敬寧君は、自分のせいで二人が命を落としたことを悔い、忠寧大君に会いに行きます。「自分が受けた傷や悔しさより、他人の命を大切にできるとはどうしてですか?たった13歳だったのに」
忠寧大君が上の叔父二人の罪を知りながら、二人を守ったことを思い出し、敬寧君は聞きます。「13歳だからできたのです」
「もう意地は捨てました。20年近く、日陰の身で生きていれば一度くらいは仕返ししたくなるものです。仕返しをすれば楽になれると信じていましたが、むなしいばかりです」
忠寧大君「世子様が心配です。13歳の時の私や、今の兄上(敬寧君)より辛いのでは。いつも決断を迫られる立場にいるのは世子様だからです」
叔父を失っても、世子は私田京畿の原則廃止に向かって進もうとします。
「服従する臣下は忠臣、背く臣下は奸臣。奸臣をどうするかは、十分察しがつくだろう」
キム・ジョンソは「臣下の進言を聞かなければ、暴君と呼ばれる」と言いますが、世子は「世子に不敬を働いた罪」としてキム・ジョンソの罷免を言い渡します。
ファン・ヒも、土地制度改正を諦めること、官吏の罷免を取り消すように言いますが、世子は「信じてくれると言ったのに、なぜいつも味方してくれないのだ」とファン・ヒの話すら聞きません。
イ・スはユン・フェに「鏡城に行ってはどうか?」と言いますが、ユン・フェは「王子様をけしかけておいて、急に王様が怖くなった。王子様が貫こうとした志をお守りできなかった。そんな自分自身が許せない。王子様に会う資格などない」と言います。
イ・チョンからの書状で、イ・スクボン兵判がカン・サンインからの報告を自分に上げなかったと知った世子は、「自分を裏切ることがあればそなたを地獄に送る」とスクボンを脅し、チェ・ユンドクを罷免し、後任はイ・チョンにするよう命じます。
チェ・ユンドクが罷免され、イ・チョンが後任になるやいなや、イ・チョンは女真族の土地に向かい大砲を撃ちまくります。

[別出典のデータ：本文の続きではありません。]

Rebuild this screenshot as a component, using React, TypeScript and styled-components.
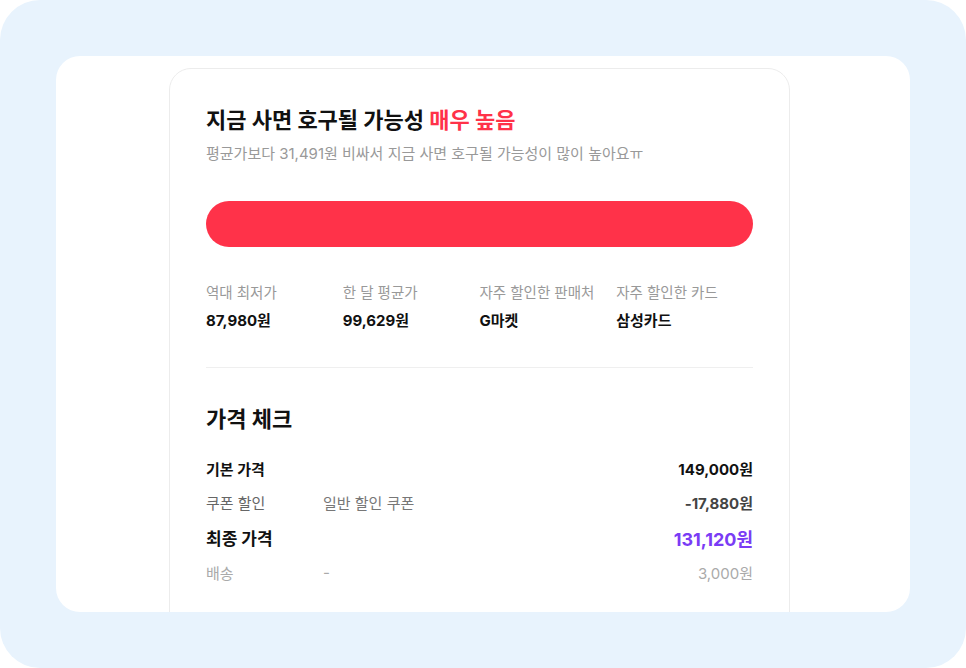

当然怒った女真族も国境を越え、村は戦場と化し、村人は死傷します。
女真族から矢文が届きます。「先に挑発してきたのは、朝鮮だ。我々は総力を集結して朝鮮と戦いに応じる」怒ったイ・チョンは、文を燃やしてしまいます。
罷免されたチェ・ユンドクが村を去ることになり、村人は泣いて悲しみます。
ユンドクはヨンシルに「大砲だけでなく矢を作った方が女真族との戦いには役に立つ」とアドバイスします。
村を去ったと思われたユンドクは、戦に備え、防空壕を作り避難訓練をし、子どもを励まし、男には戦いに関する助言をします。
それを見た忠寧大君は、ユンドクに「自尊心はないのか!仲間も国もそなたを捨てた。そなたの忠誠心など誰も認めていないのだ。なのになぜここにいる。馬鹿を見るだけだぞ」と声を荒げます。